━━ Given material ━━
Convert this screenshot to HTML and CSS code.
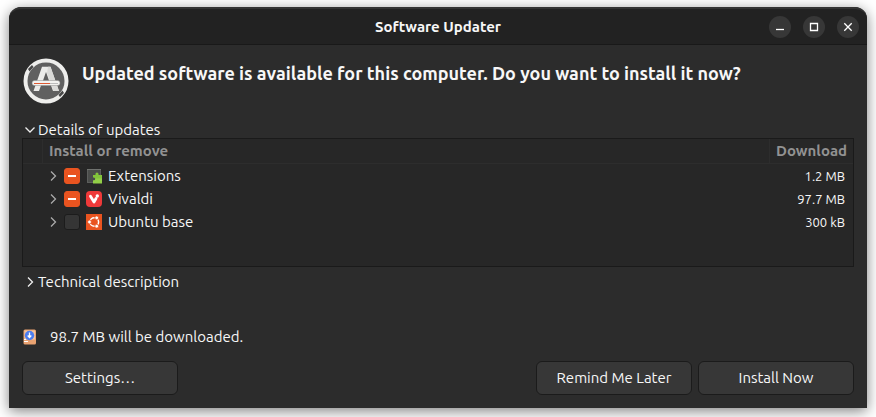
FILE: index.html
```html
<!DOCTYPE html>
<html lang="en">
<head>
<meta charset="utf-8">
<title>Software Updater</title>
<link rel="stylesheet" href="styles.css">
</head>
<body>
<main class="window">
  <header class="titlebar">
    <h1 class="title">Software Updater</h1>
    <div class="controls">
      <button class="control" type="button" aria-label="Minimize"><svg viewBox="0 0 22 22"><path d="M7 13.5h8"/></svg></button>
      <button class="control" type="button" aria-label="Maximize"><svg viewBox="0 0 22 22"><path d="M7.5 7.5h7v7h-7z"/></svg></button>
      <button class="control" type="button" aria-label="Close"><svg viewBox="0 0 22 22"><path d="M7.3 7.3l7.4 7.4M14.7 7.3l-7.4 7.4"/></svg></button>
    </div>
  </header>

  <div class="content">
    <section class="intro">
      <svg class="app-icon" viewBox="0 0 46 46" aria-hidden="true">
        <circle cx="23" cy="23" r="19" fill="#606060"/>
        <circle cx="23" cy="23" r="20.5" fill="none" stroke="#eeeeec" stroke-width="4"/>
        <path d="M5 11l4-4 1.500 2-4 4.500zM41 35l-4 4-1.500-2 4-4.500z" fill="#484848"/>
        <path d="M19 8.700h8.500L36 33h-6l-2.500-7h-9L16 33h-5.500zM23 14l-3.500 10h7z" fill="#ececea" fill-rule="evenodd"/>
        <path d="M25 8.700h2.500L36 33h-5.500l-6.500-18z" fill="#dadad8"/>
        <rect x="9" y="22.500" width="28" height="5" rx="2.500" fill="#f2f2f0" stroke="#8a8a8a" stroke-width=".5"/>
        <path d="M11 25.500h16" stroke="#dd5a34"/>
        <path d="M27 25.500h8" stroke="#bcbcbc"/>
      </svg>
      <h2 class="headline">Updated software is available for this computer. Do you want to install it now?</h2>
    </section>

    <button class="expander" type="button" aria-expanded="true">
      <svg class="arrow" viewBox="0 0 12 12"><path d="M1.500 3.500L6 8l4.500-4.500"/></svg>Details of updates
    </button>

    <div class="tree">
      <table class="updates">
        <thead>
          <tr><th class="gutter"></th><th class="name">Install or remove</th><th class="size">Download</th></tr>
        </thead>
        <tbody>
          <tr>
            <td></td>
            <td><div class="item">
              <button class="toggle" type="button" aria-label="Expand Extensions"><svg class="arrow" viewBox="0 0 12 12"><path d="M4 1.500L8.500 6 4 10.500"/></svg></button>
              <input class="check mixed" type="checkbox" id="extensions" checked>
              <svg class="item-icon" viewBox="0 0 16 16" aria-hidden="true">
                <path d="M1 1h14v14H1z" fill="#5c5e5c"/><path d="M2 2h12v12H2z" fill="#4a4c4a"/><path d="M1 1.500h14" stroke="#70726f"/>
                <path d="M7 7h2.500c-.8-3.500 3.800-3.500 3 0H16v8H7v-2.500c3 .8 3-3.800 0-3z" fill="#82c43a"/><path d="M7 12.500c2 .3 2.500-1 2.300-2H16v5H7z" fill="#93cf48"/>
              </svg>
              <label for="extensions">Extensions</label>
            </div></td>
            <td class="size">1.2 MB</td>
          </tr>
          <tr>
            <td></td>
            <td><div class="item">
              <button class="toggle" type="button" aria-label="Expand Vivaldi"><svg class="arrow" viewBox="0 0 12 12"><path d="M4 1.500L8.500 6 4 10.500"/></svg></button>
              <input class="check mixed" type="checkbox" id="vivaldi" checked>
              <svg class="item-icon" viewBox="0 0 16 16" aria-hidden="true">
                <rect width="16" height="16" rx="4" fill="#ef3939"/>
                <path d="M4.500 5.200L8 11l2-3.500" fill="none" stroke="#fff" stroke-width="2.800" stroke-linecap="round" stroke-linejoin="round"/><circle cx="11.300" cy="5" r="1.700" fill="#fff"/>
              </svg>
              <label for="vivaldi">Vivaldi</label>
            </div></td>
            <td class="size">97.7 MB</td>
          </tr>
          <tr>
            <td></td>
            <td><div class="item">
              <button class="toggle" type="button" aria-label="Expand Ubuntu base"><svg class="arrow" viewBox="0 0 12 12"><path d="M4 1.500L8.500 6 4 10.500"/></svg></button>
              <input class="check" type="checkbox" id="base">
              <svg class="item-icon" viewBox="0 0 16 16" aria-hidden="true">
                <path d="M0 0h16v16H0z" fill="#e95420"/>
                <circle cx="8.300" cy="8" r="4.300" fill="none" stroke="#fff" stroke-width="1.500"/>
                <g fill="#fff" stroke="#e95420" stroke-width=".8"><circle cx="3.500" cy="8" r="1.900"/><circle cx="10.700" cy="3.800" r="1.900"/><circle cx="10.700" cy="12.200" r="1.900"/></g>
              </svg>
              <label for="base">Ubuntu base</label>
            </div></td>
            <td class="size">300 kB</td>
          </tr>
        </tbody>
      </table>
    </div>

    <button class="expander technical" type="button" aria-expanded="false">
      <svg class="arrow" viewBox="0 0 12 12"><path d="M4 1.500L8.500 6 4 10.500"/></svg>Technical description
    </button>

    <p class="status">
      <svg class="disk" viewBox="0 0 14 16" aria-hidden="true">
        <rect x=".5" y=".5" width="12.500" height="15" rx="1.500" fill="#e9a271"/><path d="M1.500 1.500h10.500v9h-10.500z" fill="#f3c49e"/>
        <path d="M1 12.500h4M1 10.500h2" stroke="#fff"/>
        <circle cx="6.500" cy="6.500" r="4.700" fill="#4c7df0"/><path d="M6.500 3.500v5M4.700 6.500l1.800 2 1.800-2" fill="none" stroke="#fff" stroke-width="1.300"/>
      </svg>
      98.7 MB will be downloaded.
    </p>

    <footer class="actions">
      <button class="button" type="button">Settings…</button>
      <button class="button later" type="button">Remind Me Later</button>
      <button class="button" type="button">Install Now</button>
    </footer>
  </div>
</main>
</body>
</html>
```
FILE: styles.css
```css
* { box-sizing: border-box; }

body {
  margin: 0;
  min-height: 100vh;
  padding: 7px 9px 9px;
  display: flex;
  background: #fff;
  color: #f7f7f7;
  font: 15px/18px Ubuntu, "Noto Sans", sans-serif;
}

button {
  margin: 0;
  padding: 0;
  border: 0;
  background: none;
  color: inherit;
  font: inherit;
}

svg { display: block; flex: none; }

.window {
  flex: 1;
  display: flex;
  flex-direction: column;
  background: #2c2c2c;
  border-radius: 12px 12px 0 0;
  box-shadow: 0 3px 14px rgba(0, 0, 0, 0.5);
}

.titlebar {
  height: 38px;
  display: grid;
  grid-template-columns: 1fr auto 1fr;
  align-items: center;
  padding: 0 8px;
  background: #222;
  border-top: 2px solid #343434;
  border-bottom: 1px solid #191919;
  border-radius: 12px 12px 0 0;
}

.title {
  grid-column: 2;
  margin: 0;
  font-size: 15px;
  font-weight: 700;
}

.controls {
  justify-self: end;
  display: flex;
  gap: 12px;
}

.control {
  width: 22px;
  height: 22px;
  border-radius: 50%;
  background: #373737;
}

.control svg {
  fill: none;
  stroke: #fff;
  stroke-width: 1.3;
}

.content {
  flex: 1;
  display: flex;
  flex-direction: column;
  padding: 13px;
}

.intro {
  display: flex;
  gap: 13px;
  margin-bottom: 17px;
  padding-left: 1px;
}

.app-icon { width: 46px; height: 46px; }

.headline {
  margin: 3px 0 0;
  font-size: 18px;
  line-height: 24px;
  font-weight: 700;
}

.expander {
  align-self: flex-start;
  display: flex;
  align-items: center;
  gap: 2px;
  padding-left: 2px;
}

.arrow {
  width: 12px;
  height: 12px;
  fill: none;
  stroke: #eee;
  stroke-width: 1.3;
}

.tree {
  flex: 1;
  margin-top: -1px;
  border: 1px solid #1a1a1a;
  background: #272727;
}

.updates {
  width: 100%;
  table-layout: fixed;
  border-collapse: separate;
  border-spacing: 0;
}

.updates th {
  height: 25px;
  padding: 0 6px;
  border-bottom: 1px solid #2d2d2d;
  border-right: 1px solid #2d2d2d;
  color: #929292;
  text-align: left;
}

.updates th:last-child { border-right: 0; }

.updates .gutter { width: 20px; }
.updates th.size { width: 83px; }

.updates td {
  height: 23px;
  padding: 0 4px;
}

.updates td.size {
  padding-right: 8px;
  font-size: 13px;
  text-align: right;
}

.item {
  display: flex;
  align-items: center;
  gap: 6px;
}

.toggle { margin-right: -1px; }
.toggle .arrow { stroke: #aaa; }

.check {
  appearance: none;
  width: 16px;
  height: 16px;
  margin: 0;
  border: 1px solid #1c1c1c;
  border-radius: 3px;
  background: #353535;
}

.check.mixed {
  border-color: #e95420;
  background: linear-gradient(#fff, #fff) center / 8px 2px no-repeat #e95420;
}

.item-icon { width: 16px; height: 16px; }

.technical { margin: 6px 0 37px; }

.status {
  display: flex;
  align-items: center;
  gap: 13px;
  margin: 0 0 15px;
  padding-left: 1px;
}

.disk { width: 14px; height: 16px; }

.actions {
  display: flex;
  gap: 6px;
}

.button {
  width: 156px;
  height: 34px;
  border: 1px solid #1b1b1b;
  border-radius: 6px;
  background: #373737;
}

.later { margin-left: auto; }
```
━━━
Copy every single line of the material above that holds "this".

Convert this screenshot to HTML and CSS code.
      <h2 class="headline">Updated software is available for this computer. Do you want to install it now?</h2>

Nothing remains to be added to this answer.